If that timeframe is realistic, it means that the development time will have been only one tenth as long as is normally required to develop a vaccine. This is good news – but it could have a price. As the CEO of the French pharmaceutical giant Sanofi, one of the few large vaccine producers, explained this week, the price could be that the vaccine produced so quickly will be less efficacious than what could have been achieved if more time had gone into the process. He expects the first vaccines to render immunity to only 40–50% of the people vaccinated. This is more or less in line with our estimate of 50%.

Based on this information, it is possible to calculate the time needed to achieve herd immunity of 60% – the hurdle that needs to be achieved in order to push the Coronavirus into the background. Taking the Swiss influenza vaccination rate of 50% as a proxy and assuming an efficacy of 50%, only 25% of the population would reach immunity in the first year. If in the second year, the remaining 50% of the population opt to be vaccinated – but now with an improved vaccine – assume it has an efficacy of 70% – another 35% of the population would gain immunity, for a total of 60%.

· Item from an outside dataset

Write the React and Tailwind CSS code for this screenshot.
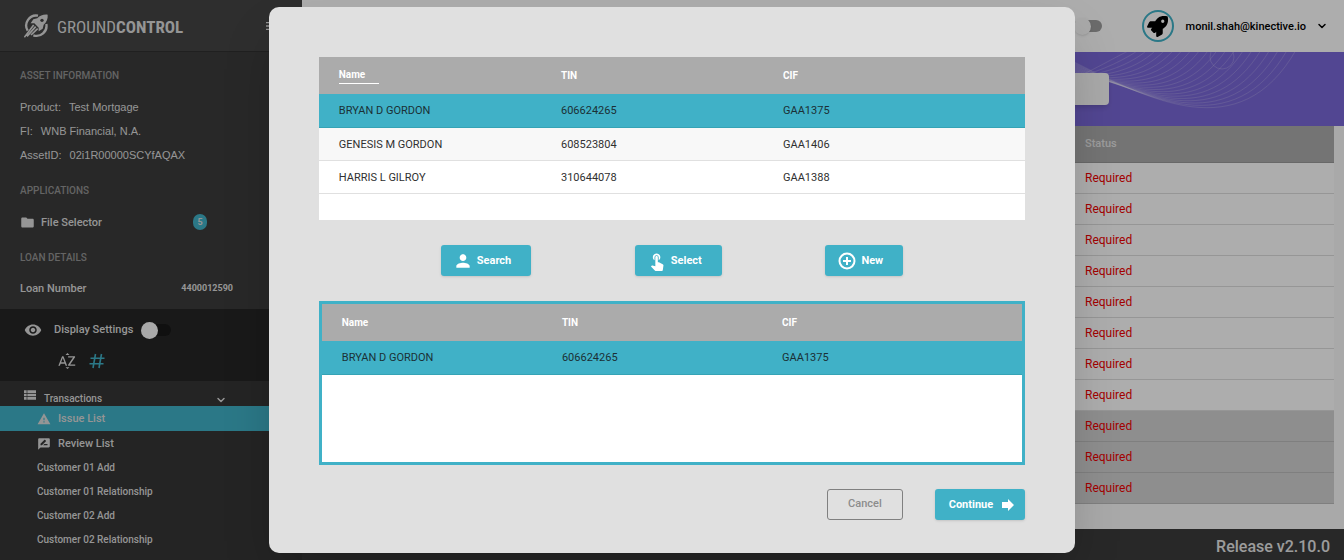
import React, { useState } from 'react';
import { ChevronDown } from 'lucide-react';
import { FaRocket } from 'react-icons/fa';
import {
  MdFolder,
  MdRemoveRedEye,
  MdWarning,
  MdRateReview,
  MdPerson,
  MdTouchApp,
  MdViewList,
  MdSortByAlpha,
  MdMenu,
} from 'react-icons/md';

const assetInfo = [
  { label: 'Product:', value: 'Test Mortgage' },
  { label: 'FI:', value: 'WNB Financial, N.A.' },
  { label: 'AssetID:', value: '02i1R00000SCYfAQAX' },
];

const customerLinks = [
  'Customer 01 Add',
  'Customer 01 Relationship',
  'Customer 02 Add',
  'Customer 02 Relationship',
];

const people = [
  { name: 'BRYAN D GORDON', tin: '606624265', cif: 'GAA1375' },
  { name: 'GENESIS M GORDON', tin: '608523804', cif: 'GAA1406' },
  { name: 'HARRIS L GILROY', tin: '310644078', cif: 'GAA1388' },
];

const issues = [
  { id: 1, dark: false },
  { id: 2, dark: false },
  { id: 3, dark: false },
  { id: 4, dark: false },
  { id: 5, dark: false },
  { id: 6, dark: false },
  { id: 7, dark: false },
  { id: 8, dark: false },
  { id: 9, dark: true },
  { id: 10, dark: true },
  { id: 11, dark: true },
];

const RocketLogo = () => (
  <svg viewBox="0 0 72 72" className="h-6 w-6 shrink-0" fill="none" stroke="#dcdcdc">
    <path d="M42 5A30 30 0 0 0 11 50M67 30A30 30 0 0 1 28 64" strokeWidth="7" />
    <path
      d="M71 2C58 1 48 4 40 13L28 16L20 28L31 28L44 41L44 52L56 44L59 32C68 24 72 14 71 2z"
      fill="#dcdcdc"
      stroke="none"
    />
    <circle cx="54" cy="19" r="5" fill="#454545" stroke="none" />
    <path d="M29 33L1 70M35 38L9 67M41 44L21 63" strokeWidth="5" />
  </svg>
);

const HashIcon = () => (
  <svg viewBox="0 0 16 16" className="h-4 w-4" fill="none" stroke="currentColor" strokeWidth="1.600">
    <path d="M6.500 1L4 15M12.500 1L10 15M1.500 5.200h14M.5 10.800h14" />
  </svg>
);

const PlusCircle = () => (
  <svg viewBox="0 0 20 20" className="h-5 w-5" fill="none" stroke="currentColor" strokeWidth="2">
    <circle cx="10" cy="10" r="7.500" />
    <path d="M10 6v8M6 10h8" />
  </svg>
);

const ArrowBlock = () => (
  <svg viewBox="0 0 14 12" className="h-3 w-3.5" fill="currentColor">
    <path d="M1 3h6V0l6 6-6 6V9H1z" />
  </svg>
);

// Lines fan out between a shallow curve and a deep one
const Waves = () => (
  <svg
    viewBox="0 0 260 74"
    className="absolute right-6 top-0 h-full w-[260px]"
    fill="none"
    stroke="#fff"
    strokeOpacity="0.18"
  >
    {[...Array(20).keys()].map((i) => {
      const f = i / 19;
      const mix = (a, b) => a + (b - a) * f;
      return (
        <path
          key={i}
          d={`M10 ${mix(28, 8)}C${mix(30, 90)} ${mix(20, 48)} ${mix(50, 180)} ${mix(8, 96)} ${mix(70, 236)} -2`}
        />
      );
    })}
    <circle cx="162" cy="5" r="12" />
  </svg>
);

const Sidebar = () => {
  const [showDisplay, setShowDisplay] = useState(false);

  return (
    <aside className="w-[302px] shrink-0 bg-[#353535] text-[#dcdcdc]">
      <div className="flex h-[52px] items-center border-b border-[#303030] bg-[#454545] pr-[22px] pl-6">
        <RocketLogo />
        <span className="ml-[9px] pt-1 font-['Roboto_Condensed','Roboto',sans-serif] text-[17px] text-[#dcdcdc]">
          GROUND<b>CONTROL</b>
        </span>
        <button type="button" aria-label="Toggle menu" className="ml-auto">
          <MdMenu size={16} />
        </button>
      </div>

      <div className="bg-[#3c3c3c] px-5 pt-4 pb-[5px] text-[11px]">
        <h2 className="text-[10px] leading-4 font-medium text-[#949494]">ASSET INFORMATION</h2>
        <div className="pt-[11px] font-['Liberation_Sans',sans-serif]">
          {assetInfo.map((item) => (
            <div key={item.label} className="flex h-6 items-center gap-2">
              <span>{item.label}</span>
              <span>{item.value}</span>
            </div>
          ))}
        </div>
        <h2 className="mt-4 text-[10px] leading-4 font-medium text-[#949494]">APPLICATIONS</h2>
        <a href="#files" className="mt-[7px] flex h-8 items-center leading-[19px] font-medium">
          <MdFolder size={15} />
          <span className="ml-1.5">File Selector</span>
          <span className="mr-[75px] ml-auto flex h-4 w-3.5 items-center justify-center rounded-full bg-[#40b1c7] text-[9px] font-bold">
            5
          </span>
        </a>
        <h2 className="mt-3 text-[10px] leading-4 font-medium text-[#949494]">LOAN DETAILS</h2>
        <div className="mt-1.5 flex h-8 items-center justify-between pr-[49px] leading-[19px]">
          <span className="font-medium">Loan Number</span>
          <span className="text-[9px] font-bold">4400012590</span>
        </div>
      </div>

      <div className="h-[72px] bg-[#262626] pt-[9px] pl-6">
        <label className="flex h-6 items-center text-[11px] leading-[18px]">
          <MdRemoveRedEye size={18} />
          <span className="ml-3 font-medium">Display Settings</span>
          <input
            type="checkbox"
            className="peer sr-only"
            checked={showDisplay}
            onChange={() => setShowDisplay(!showDisplay)}
          />
          <span className="ml-2 flex h-3 w-[30px] items-center rounded-full bg-[#181818]">
            <span className="h-[17px] w-[17px] shrink-0 rounded-full bg-[#fafafa]" />
          </span>
        </label>
        <div className="flex h-[38px] items-center gap-3 pl-[33px]">
          <button type="button" aria-label="Sort by name">
            <MdSortByAlpha size={20} />
          </button>
          <button type="button" aria-label="Sort by number" className="text-[#40b1c7]">
            <HashIcon />
          </button>
        </div>
      </div>

      <nav className="text-[11px] leading-[17px]">
        <button
          type="button"
          className="flex h-[25px] w-full pt-1.5 pl-[22px] text-left text-[10px] leading-[15px] font-medium"
        >
          <MdViewList size={16} />
          <span className="ml-1.5 self-end">Transactions</span>
          <ChevronDown size={12} strokeWidth={3} className="mr-[75px] ml-auto self-end" />
        </button>
        <a href="#issues" className="flex h-[25px] items-center bg-[#40b1c7] pl-[37px] font-medium">
          <MdWarning size={14} />
          <span className="ml-[7px]">Issue List</span>
        </a>
        <a href="#review" className="flex h-[25px] items-center pl-[37px] font-medium">
          <MdRateReview size={14} />
          <span className="ml-[7px]">Review List</span>
        </a>
        {customerLinks.map((name) => (
          <a key={name} href="#customer" className="flex h-6 items-center pl-[37px] text-[10px] leading-4 font-medium">
            {name}
          </a>
        ))}
      </nav>
    </aside>
  );
};

const TopBar = () => (
  <header className="flex h-[52px] items-center justify-end bg-white pr-4">
    <label className="mr-10 flex h-3 w-7 items-center rounded-full bg-[#9e9e9e]">
      <input type="checkbox" aria-label="Toggle view" className="sr-only" />
      <span className="h-[17px] w-[17px] rounded-full bg-[#fafafa] shadow" />
    </label>
    <span className="flex h-8 w-8 items-center justify-center rounded-full border-2 border-[#40b1c7] text-black">
      <FaRocket size={21} />
    </span>
    <button type="button" className="ml-3 flex items-center gap-2.5 text-[11px] leading-[19px] font-medium text-black">
      monil.shah@kinective.io
      <ChevronDown size={12} strokeWidth={3} />
    </button>
  </header>
);

const IssuePage = () => (
  <main className="min-w-0 flex-1 bg-[#fafafa]">
    <TopBar />
    <div className="relative flex h-[74px] items-center justify-end bg-[#7a68d8]">
      <Waves />
      <button
        type="button"
        aria-label="Actions"
        className="relative mr-[235px] h-8 w-40 rounded bg-[#fafafa] shadow-md"
      />
    </div>
    <div className="pr-2.5">
      <table className="w-full border-collapse text-left">
        <thead>
          <tr className="h-9 border-b border-[#9a9a9a] bg-[#ababab] text-[11px] text-[#e6e6e6]">
            <th className="font-medium">Issue</th>
            <th className="w-[249px] font-medium">Status</th>
          </tr>
        </thead>
        <tbody className="text-xs">
          {issues.map((issue) => (
            <tr
              key={issue.id}
              className={`h-[31px] border-b ${issue.dark ? 'border-[#bcbcbc] bg-[#d2d2d2]' : 'border-[#dedede] bg-white'}`}
            >
              <td />
              <td className="text-[#f00000]">Required</td>
            </tr>
          ))}
        </tbody>
      </table>
    </div>
  </main>
);

const PersonTable = ({ rows, sorted }) => (
  <table className="w-full table-fixed border-collapse text-left">
    <thead>
      <tr className="h-[37px] bg-[#ababab] text-[10px] text-white">
        <th className="w-12/35 pl-5 font-bold">
          {sorted ? (
            <span className="inline-block w-10 border-b border-white leading-4">Name</span>
          ) : (
            'Name'
          )}
        </th>
        <th className="w-11/35 font-bold">TIN</th>
        <th className="font-bold">CIF</th>
      </tr>
    </thead>
    <tbody className="text-[11px] leading-[18px] text-[#303030]">
      {rows.map((row, i) => (
        <tr
          key={row.tin}
          className={`h-[33px] border-b ${
            i === 0
              ? 'border-[#35a3b5] bg-[#40b1c7] text-[#1b3035]'
              : i === 1
                ? 'border-[#e0e0e0] bg-[#f8f8f8]'
                : 'border-[#e0e0e0] bg-white'
          }`}
        >
          <td className="pt-0.5 pl-5">{row.name}</td>
          <td className="pt-0.5">{row.tin}</td>
          <td className="pt-0.5">{row.cif}</td>
        </tr>
      ))}
    </tbody>
  </table>
);

const ActionButton = ({ icon, children }) => (
  <button
    type="button"
    className="flex h-[31px] items-center gap-1 rounded-[3px] bg-[#40b1c7] pr-5 pl-3 text-[11px] leading-[19px] font-bold text-white shadow"
  >
    {icon}
    {children}
  </button>
);

const PersonDialog = () => (
  <div
    role="dialog"
    aria-label="Select person"
    className="w-3/5 rounded-[10px] bg-[#e0e0e0] px-[50px] pt-[50px] pb-[33px] shadow-2xl"
  >
    <div className="h-[163px] bg-white">
      <PersonTable rows={people} sorted />
    </div>
    <div className="flex justify-between px-[122px] py-[25px]">
      <ActionButton icon={<MdPerson size={20} />}>Search</ActionButton>
      <ActionButton icon={<MdTouchApp size={20} />}>Select</ActionButton>
      <ActionButton icon={<PlusCircle />}>New</ActionButton>
    </div>
    <div className="h-[164px] border-3 border-[#40b1c7] bg-white">
      <PersonTable rows={people.slice(0, 1)} />
    </div>
    <div className="mt-6 flex justify-end gap-8">
      <button
        type="button"
        className="h-[31px] rounded-[3px] border border-[#808080] px-5 text-[11px] font-medium text-[#8c8c8c]"
      >
        Cancel
      </button>
      <button
        type="button"
        className="flex h-[31px] items-center gap-2 rounded-[3px] bg-[#40b1c7] pr-2.5 pl-3.5 text-[11px] leading-[19px] font-bold text-white shadow"
      >
        Continue
        <ArrowBlock />
      </button>
    </div>
  </div>
);

export default function App() {
  return (
    <div className="relative flex h-screen flex-col overflow-hidden font-['Roboto',sans-serif]">
      <div className="flex min-h-0 flex-1">
        <Sidebar />
        <div className="flex min-w-0 flex-1 flex-col">
          <div className="flex min-h-0 flex-1 overflow-hidden">
            <IssuePage />
          </div>
          <footer className="flex h-[31px] items-center justify-end bg-[#3b3b3b] pt-1 pr-3.5 text-base font-medium text-[#e6e6e6]">
            Release v2.10.0
          </footer>
        </div>
      </div>

      {/* Backdrop */}
      <div className="absolute inset-0 flex items-center justify-center bg-black/32">
        <PersonDialog />
      </div>
    </div>
  );
}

This means that at this pace – which is our best-case assumption –, it will take at least two years of vaccination (mid-2023) before we will have built up the immunity needed to regain our pre-pandemic lives. Until then, local outbreaks, re-imposed containment measures, and social distancing will be here to stay.

To ensure that we get through this three-year wait with the fewest possible setbacks, the best course of action is to continue to follow the recommendations of the Federal Office of Public Health (FOPH, or BAG in German). As observed elsewhere, the virus is still around, just waiting for us to drop our guard. In the last few days, the Swiss tracing app “SwissCovid” has been available for download. This app helps trace viral transmissions – a pre-requisite to staying on top of the pandemic. 

In general, we don’t foresee the situations as either black or white, but rather that things will remain much as they are now, i.e. local outbreaks needing local attention. The big question is whether the US can keep viral outbreaks confined to a local scale as well. If not, equity markets could likely take another hit. This question should be answered in the coming weeks.